Elevated geopolitical tension centered on a chokepoint raises two durable demand-side levers: (1) a jump in traded energy volatility and freight/insurance premia that flow directly into high-margin market data, clearing and volatility-product revenue for exchanges and brokers; (2) persistent re-routing and spot buying that favors flexible, fast-response producers and spot-market intermediaries over large fixed‑cost integrators. For an exchange like NDAQ, incremental volume and option activity are almost pure margin — a sustained 10–20% lift in ADV can translate into outsized EPS acceleration over 1–3 quarters given fixed-cost leverage. Second-order supply-chain effects matter: elevated war-risk pricing on shipping and insurance disproportionately raises delivered costs for commodity-intensive midstream and manufacturing exporters (chemicals, fertilizer, containerized goods). That in turn pressures working capital and passes through into cyclical margins within 1–4 quarters, benefiting upstream E&Ps with spare takeaway optionality and spot LNG sellers who can re-contract at higher rates.

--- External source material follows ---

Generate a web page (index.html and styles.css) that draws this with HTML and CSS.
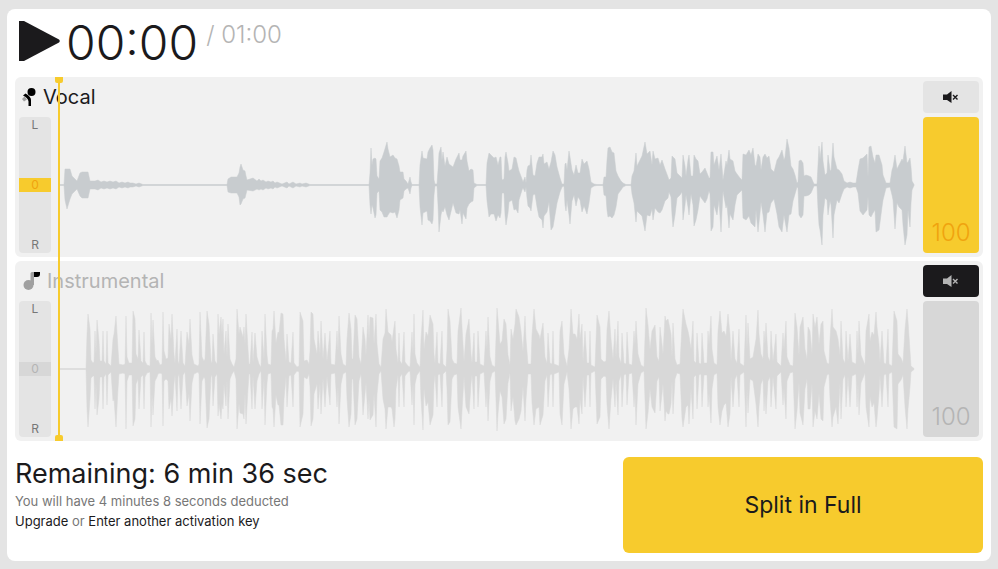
FILE: index.html
```html
<!DOCTYPE html>
<html lang="en">

<head>
    <meta charset="UTF-8" />
    <meta name="viewport" content="width=device-width, initial-scale=1.0" />
    <title>Track Splitter</title>
    <link rel="stylesheet" href="styles.css">
</head>

<body>
    <main class="player">
        <header class="transport">
            <button class="play" type="button" aria-label="Play">
                <svg viewBox="0 0 41 40" width="41" height="40">
                    <path d="M0 0H5L40 18.5Q41.500 20 40 21.500L5 40H0Z" />
                </svg>
            </button>
            <div class="time">00:00</div>
            <div class="total">/ 01:00</div>
        </header>

        <div class="tracks">
            <!-- Vocal -->
            <section class="track">
                <h2 class="track-title">
                    <svg class="track-icon" viewBox="0 0 18 20" width="18" height="20">
                        <path class="icon-soft" d="M1 12L3.500 9.500L6 12.500L3 14.500Z" />
                        <circle cx="10.500" cy="5" r="4" />
                        <path d="M2 8.500L4.500 6.500Q10 9.500 10 13V19H7.500V14.500Q7 11 2 8.500Z" />
                    </svg>
                    Vocal
                </h2>
                <button class="mute" type="button" aria-label="Mute vocal">
                    <svg viewBox="0 0 16 12" width="16" height="12">
                        <path d="M0 3.500H4L8.500 0V12L4 9H0Z" />
                        <path class="cross" d="M10 4L14.500 8.500M14.500 4L10 8.500" />
                    </svg>
                </button>
                <div class="pan">
                    <span class="pan-left">L</span>
                    <label for="pan-vocal" class="pan-value">0</label>
                    <span class="pan-right">R</span>
                    <input type="range" id="pan-vocal" min="-50" max="50" value="0">
                </div>
                <svg class="wave" id="wave-vocal" viewBox="0 0 856 136" preserveAspectRatio="none"></svg>
                <div class="volume">
                    <input type="range" id="volume-vocal" min="0" max="100" value="100">
                    <label for="volume-vocal">100</label>
                </div>
            </section>

            <!-- Instrumental -->
            <section class="track muted">
                <h2 class="track-title">
                    <svg class="track-icon" viewBox="0 0 22 20" width="22" height="20">
                        <circle class="icon-soft" cx="7.500" cy="14" r="5" />
                        <path class="icon-soft" d="M9.500 2.500Q9.500 1 11 1H13V14H9.500Z" />
                        <path d="M13 1H19V3Q19 6 16 6H13Z" />
                    </svg>
                    Instrumental
                </h2>
                <button class="mute" type="button" aria-label="Unmute instrumental" aria-pressed="true">
                    <svg viewBox="0 0 16 12" width="16" height="12">
                        <path d="M0 3.500H4L8.500 0V12L4 9H0Z" />
                        <path class="cross" d="M10 4L14.500 8.500M14.500 4L10 8.500" />
                    </svg>
                </button>
                <div class="pan">
                    <span class="pan-left">L</span>
                    <label for="pan-instrumental" class="pan-value">0</label>
                    <span class="pan-right">R</span>
                    <input type="range" id="pan-instrumental" min="-50" max="50" value="0">
                </div>
                <svg class="wave" id="wave-instrumental" viewBox="0 0 856 136" preserveAspectRatio="none"></svg>
                <div class="volume">
                    <input type="range" id="volume-instrumental" min="0" max="100" value="100">
                    <label for="volume-instrumental">100</label>
                </div>
            </section>

            <div class="playhead"></div>
        </div>

        <footer class="summary">
            <div class="summary-text">
                <h1>Remaining: 6 min 36 sec</h1>
                <p>You will have 4 minutes 8 seconds deducted</p>
                <p><a href="#">Upgrade</a> or <a href="#">Enter another activation key</a></p>
            </div>
            <button class="split" type="button">Split in Full</button>
        </footer>
    </main>

    <script src="waves.js"></script>
</body>

</html>
```
FILE: styles.css
```css
* {
    margin: 0;
    padding: 0;
    box-sizing: border-box;
}

body {
    font-family: Inter, 'Liberation Sans', sans-serif;
    background-color: #e4e4e4;
    color: #1b1a1c;
    padding: 9px 7px 8px;
}

button {
    border: none;
    font: inherit;
    color: inherit;
    cursor: pointer;
}

.player {
    background-color: #fff;
    border-radius: 8px;
    padding: 0 8px 8px;
}

/* Transport */
.transport {
    display: flex;
    align-items: flex-start;
    gap: 6px;
    height: 68px;
    padding: 12px 4px 0;
}

.play {
    background: none;
    height: 40px;
}

.play svg {
    display: block;
    fill: #1b1a1c;
}

.time {
    font-size: 48px;
    line-height: 44px;
    font-weight: 300;
}

.total {
    padding-left: 2px;
    font-size: 24px;
    line-height: 28px;
    font-weight: 300;
    color: #b4b4b4;
}

/* Tracks */
.tracks {
    position: relative;
    display: flex;
    flex-direction: column;
    gap: 4px;
}

.track {
    display: grid;
    grid-template-columns: 32px 1fr 56px;
    grid-template-rows: 32px 136px;
    gap: 4px 8px;
    padding: 4px;
    background-color: #f1f1f1;
    border-radius: 6px;
}

.track-title {
    grid-column: 1 / 3;
    display: flex;
    align-items: center;
    gap: 4px;
    padding-left: 2px;
    font-size: 20px;
    font-weight: 400;
}

.track-icon {
    fill: #000;
}

.icon-soft {
    fill: #a0a0a0;
}

.mute {
    display: flex;
    align-items: center;
    justify-content: center;
    background-color: #e4e4e4;
    border-radius: 4px;
    fill: #1b1a1c;
    stroke: #1b1a1c;
}

.mute path {
    stroke-width: 0;
}

.mute .cross {
    stroke-width: 1.4;
}

.pan {
    display: grid;
    grid-template-rows: 16px 104px 16px;
    align-items: center;
    justify-items: center;
    background-color: #e4e4e4;
    border-radius: 4px;
    font-size: 12px;
    line-height: 16px;
    color: #777;
}

.pan-left {
    grid-area: 1 / 1;
}

.pan-value {
    grid-area: 2 / 1;
    z-index: 1;
    color: #f0a30f;
    pointer-events: none;
}

.pan-right {
    grid-area: 3 / 1;
}

.pan input {
    grid-area: 1 / 1 / 4 / 2;
}

input[type="range"] {
    appearance: none;
    width: 100%;
    height: 136px;
    background: none;
    writing-mode: vertical-lr;
    direction: rtl;
}

.pan input::-webkit-slider-thumb {
    appearance: none;
    width: 32px;
    height: 14px;
    background-color: #f7cb2d;
}

.wave {
    display: block;
    width: 100%;
    height: 136px;
    fill: #c8cccf;
    stroke: #c8cccf;
    stroke-width: 0.5;
    stroke-miterlimit: 10;
}

.volume {
    display: grid;
    background-color: #f7cb2d;
    border-radius: 4px;
    color: #f0a30f;
    font-size: 24px;
    font-weight: 300;
    line-height: 40px;
    text-align: center;
}

.volume input,
.volume label {
    grid-area: 1 / 1;
}

.volume label {
    align-self: end;
    pointer-events: none;
}

.volume input::-webkit-slider-thumb {
    appearance: none;
    width: 56px;
    height: 4px;
    background: transparent;
}

/* Muted track */
.muted .track-title {
    color: #b4b4b4;
}

.muted .mute {
    background-color: #1b1a1c;
    fill: #b4b4b4;
    stroke: #b4b4b4;
}

.muted .pan-value {
    color: #b4b4b4;
}

.muted .pan input::-webkit-slider-thumb {
    background-color: #d7d7d7;
}

.muted .wave {
    fill: #d8d8d8;
    stroke: #d8d8d8;
}

.muted .volume {
    background-color: #d7d7d7;
    color: #b4b4b4;
}

/* Playhead runs over both tracks */
.playhead {
    position: absolute;
    top: 0;
    bottom: 0;
    left: 43px;
    width: 2px;
    background-color: #f7cb2d;
    pointer-events: none;
}

.playhead::before,
.playhead::after {
    content: '';
    position: absolute;
    left: -3px;
    width: 8px;
    height: 6px;
    background-color: #f7cb2d;
}

.playhead::before {
    top: 0;
    border-radius: 0 0 2px 2px;
}

.playhead::after {
    bottom: 0;
    border-radius: 2px 2px 0 0;
}

/* Summary */
.summary {
    display: flex;
    justify-content: space-between;
    margin-top: 16px;
}

.summary h1 {
    font-size: 27px;
    line-height: 34px;
    font-weight: 400;
}

.summary p {
    font-size: 13px;
    line-height: 20px;
    color: #777;
}

.summary a {
    color: #1b1a1c;
    text-decoration: none;
}

.split {
    width: 360px;
    height: 96px;
    background-color: #f7cb2d;
    border-radius: 6px;
    font-size: 23px;
}
```
FILE: waves.js
```js
// Each peak is "x,up,down"; down defaults to up when left out
const vocal = `0,.5 5,.5 6,16,15 8,16,24 11,16,14 13,9 18,4 21,12,11 23,13 29,13 31,4 36,4 39,5 42,3 45,4 48,3 51,4 54,3
57,4 60,2 63,3 66,2 69,3 71,2 74,2 77,1 80,2 84,.5
168,.5 169,6,7 172,8 178,8 180,12 181,18,20 182,21,19 184,15,14 186,14,13 187,9 188,5 194,7,6 198,4 200,6,5 202,4 204,5
207,3 209,4 212,3 214,4 216,2 218,3 223,1 228,3 230,1 234,3 237,1 241,2 243,1 247,2 251,.5
310,.5 311,12,20 312,37,29 313,20 314,26,23 316,27,33 317,26,30 318,9,8 320,6 321,24,25 323,27 325,33,32 328,43,32
329,36,30 331,28,27 334,30,28 336,27 338,26,33 340,19,25 341,13,15 344,13 345,6 347,4 349,1,3 351,8,9 352,3 353,.5
360,.5 361,20,22 363,34,40 364,27,28 368,26 369,33,35 371,37,36 373,40,39 374,35 375,5,10 376,1 378,1 379,15,20
380,32,47 382,38,30 383,25 384,33,27 386,19,22 388,28,30 390,21,35 394,18 397,26,28 400,32,29 401,25 403,25,39
404,29,28 407,34 408,24,23 410,14,19 412,16,17 414,15,16 415,2,3 418,.5
427,.5 428,22,16 430,32 432,30,29 435,27,29 437,28,36 439,20,30 441,28,33 442,28 443,5,8 445,6,8 446,28,30 447,33,40
449,22,28 450,14,17 453,16,15 455,28,25 457,27,24 459,18,28 460,14,15 463,6,5 464,3 466,8,7 467,2 468,15,13
469,19,21 471,20,23 472,30,26 474,10 476,9 478,22 480,28,32 483,28,35 484,31,43 485,21,31 488,23,27 490,16,17
492,23,45 494,34,42 496,30 498,18 501,7 503,1,2 505,1 506,21,20 507,22,26 508,15 510,34,30 511,28,39 513,15,16
515,10 517,20,21 519,12 521,12,15 523,26,27 525,21 528,24,29 530,16,18 532,3 535,1 538,.5
544,.5 545,8,10 547,8,11 548,25 549,37,32 551,38,31 553,33 555,32,30 557,14,22 559,9 562,4,5 564,2 567,.5
572,.5 573,9 575,14,18 577,32,37 578,19,26 581,25,29 583,29,31 586,43,46 588,31,30 591,34,31 593,20,24 594,34,35
596,26,23 599,27 601,20,28 603,25 606,16 609,8,13 610,5,7 612,7,12 613,29,30 614,28,42 616,26,30 618,12,13 621,9,10
623,7 624,30,35 626,19,20 627,9,10 629,25,22 630,30 632,9 634,9,20 635,30,41 637,26,35 639,24,25 641,11 643,13,14
646,17,18 648,12,14 650,7,6 651,7,9 652,33,46 654,33,42 655,20 658,29,30 660,15 662,31,47 664,5,6 667,24,23 668,20
670,35,43 671,26,29 674,24,35 676,14,20 678,11,10 681,7 683,5 684,31,33 687,30,35 690,35,31 692,30,38 694,37,40
696,20,42 697,19,25 699,31,47 701,28 702,15,17 704,28,30 706,31,47 708,27,28 710,29,27 712,16,18 715,13,14 718,25,29
720,28,42 723,35,47 725,25,30 726,28,36 728,46,47 730,37,30 732,19,29 734,16 736,10,9 738,2 739,3 740,24,30
742,25,33 744,22,30 745,9,11 747,10,11 750,9,10 752,8 755,1 758,1 759,20,24 760,39,40 761,26,45 763,43,60 764,24,30
766,10,13 768,12,15 769,30 771,15,16 772,14,20 774,42,53 775,28,30 778,16,15 780,15,18 783,11,9 785,4 788,2 791,3
794,2 797,2 799,15,8 801,26 804,27,30 808,31,25 809,8,12 810,38,30 812,39,32 814,28 816,22,25 817,30,47 820,30,45
823,20,22 824,10,15 827,2,3 831,2 833,15,10 834,18,15 836,30,44 838,16,18 840,20,22 843,26,25 844,24,40 846,39,60
848,22,50 849,23,25 851,27,42 852,18 853,4,5 855,.5`;

const instrumental = `0,.5 27,.5 28,35,40 29,55,58 31,40,30 32,9 34,6,7 35,7 36,38,40 37,15 38,49,46 40,28,30 41,8 43,8 44,38,40
45,8 47,5 48,38,36 49,6 52,3 54,30,32 55,35,30 57,53,58 59,20 60,5 64,4 66,5 67,53,60 68,12 70,6 73,6 74,58,57
76,50 77,15 79,10 80,39,40 82,8 84,6 85,37,40 86,8 88,4 91,3 92,56,58 93,25 94,49,46 96,12 98,8 99,9,5 101,4 103,5
104,57 105,18,12 107,10 109,11,12 110,45,40 112,30 113,55,47 115,15 116,6 118,40,42 119,8 120,5 122,38,40 124,6
126,3 128,37 130,25 131,50,52 133,14 135,5 139,3 140,5 141,57,55 143,12 145,8 146,10 148,58,59 150,45,50 152,8 153,6
154,35,37 156,8 158,5 159,55,47 160,35 162,52,50 163,35 164,50,40 165,15 167,38,37 168,12 169,45,50 171,10 173,5
175,2 177,10 178,60 180,35 181,42,44 184,32,45 185,42,50 186,25 187,55 189,20 190,5 191,5 193,37,40 194,7 196,36,40
198,12 200,5 202,2 203,38,40 205,10 206,55,56 208,14 209,5 212,4 213,38 214,40 215,58 217,26 219,37,36 220,36 222,56
224,55,56 225,30 227,8 228,35,38 230,7 232,6 234,37,38 235,6 238,2 240,3 241,57,58 244,48,45 245,8 248,9,10 250,5
251,18 252,57 254,55,50 255,30,25 258,15 259,38,40 261,15 262,48,45 264,10 266,36,38 268,8 271,38,36 272,5 276,4
278,38 279,18 280,53,55 282,15 284,5 287,3 288,30 290,56,58 292,40,45 293,10 294,10 296,54,56 298,50 300,12 302,5
304,42,46 306,30,25 307,14 309,54,50 310,30 311,52,51 314,51,46 315,25 317,55,58 318,25 320,5 322,2 324,30 326,36,40
327,60 329,37,38 332,34,38 333,27,40 335,42,58 336,48,50 337,20 339,6 340,36,38 341,8 343,5 345,37,38 346,7 349,3
351,2 353,37,36 354,15 355,55,56 356,15 358,6 361,2 362,30 364,59,61 365,20 367,37 369,33 371,54,56 374,45,46 375,15
376,6 378,37,38 379,6 381,5 383,38 384,5 387,2 388,20 389,60,56 391,48,53 393,10 395,6 398,5 399,38 402,61,60
403,42 405,8 407,35,38 410,50,45 412,15 413,6 415,36,40 416,7 418,7 419,38 421,5 425,3 427,38 428,20 429,52 431,12
433,4 436,2 438,61,62 439,50,45 441,25,22 443,28 445,50,55 447,45,50 449,14 451,4 452,40,42 454,30,28 456,45,52
457,60,56 460,52,50 462,38,42 464,18 466,53,52 467,30 469,5 472,5 473,34 475,60,56 477,40 480,34,38 481,30,56 484,46
486,12 488,6 489,36,38 491,6 493,5 494,38 495,5 500,3 501,38,45 503,48,56 505,15 508,3 510,20 511,38,40 512,60
514,35,40 516,35,38 518,30,38 520,55 521,30 523,45 524,8 526,38 528,6 530,6 531,38 532,4 536,2 538,54,55 541,42,48
542,10 545,7 547,8 548,40,36 550,58,60 552,30 554,10 556,40,38 557,12 559,48,46 560,12 562,6 563,36,38 565,6 567,5
568,37,36 570,5 573,4 575,38 576,25 577,48,56 579,15 582,4 585,2 587,61,60 589,44 591,20 593,38 596,44 598,12 600,8
601,42 603,25 604,15 606,53,52 607,48,42 609,50,45 610,45 612,35 613,12 614,46,45 616,10 618,4 621,5 623,45,50
624,60,58 627,45,38 629,38,36 630,33,55 632,20 634,48,50 635,8 637,6 638,36,40 640,6 642,5 643,36,38 645,6 648,6
649,38 650,25 652,53,54 653,20 655,6 658,4 659,38 661,58,56 663,36,42 665,38,36 667,33,34 669,55,58 671,35,45 672,8
674,38 676,10 678,6 680,40,38 681,6 685,3 687,54,58 688,20 689,46,44 691,10 694,12 697,30,35 699,59,58 700,35,38
702,15 704,10 705,38,42 706,25 707,46,45 709,12 711,8 712,38 714,8 717,35,40 718,7 722,3 724,36 725,20 727,48,50
728,12 731,4 734,3 736,56,60 738,42 740,14 741,42,44 744,52,56 746,20 748,10 749,42,40 751,38,40 753,15 754,55,58
756,42 758,52,50 760,25 762,45,50 764,48,52 765,18 768,6 770,5 771,30 773,60,58 774,42,48 777,38 779,30,55 781,14
782,48,50 784,10 786,6 787,38 789,8 791,35,38 793,7 797,5 798,38 799,15 800,48,46 802,14 806,4 807,38 810,55,58
811,28 813,37,38 815,34 817,57,58 818,42,50 820,25 821,7 823,38 825,6 827,5 829,40,38 830,5 833,3 835,58 838,48,60
839,15 842,11 844,6 846,40,38 848,60 849,48,40 851,18 852,3 855,.5`;

function drawWave(id, data) {
    const middle = 68;
    const peaks = data.split(/\s+/).map(peak => peak.split(',').map(Number));
    const top = peaks.map(([x, up]) => `${x} ${middle - up}`);
    const bottom = peaks.map(([x, up, down = up]) => `${x} ${middle + down}`).reverse();
    const path = document.createElementNS('http://www.w3.org/2000/svg', 'path');
    path.setAttribute('d', `M${top.concat(bottom).join('L')}Z`);
    document.getElementById(id).appendChild(path);
}

drawWave('wave-vocal', vocal);
drawWave('wave-instrumental', instrumental);
```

Macro transmission channels are clear and fast: safe-haven USD and real rates can spike in days, compressing EM FX and credit and forcing central banks into reactive language that lengthens hawkish cycles. The most likely reversal path is diplomatic/market fixes (localized ceasefire, coordinated SPR-type releases, or a rapid insurance-market softening) which would normalize oil/freight premia within weeks; absent that, structural re-pricing persists for quarters. Positioning should therefore be volatility-aware and option-centric: favor instruments that monetize higher traded volumes or provide convex protection against escalation, size to 0.5–2% of portfolio per idea, and use spreads to limit carry while keeping upside optionality. Triggers to tighten/exit are quantitative (ADV, front-month oil and freight indices, and T-bill moves) rather than calendar-based.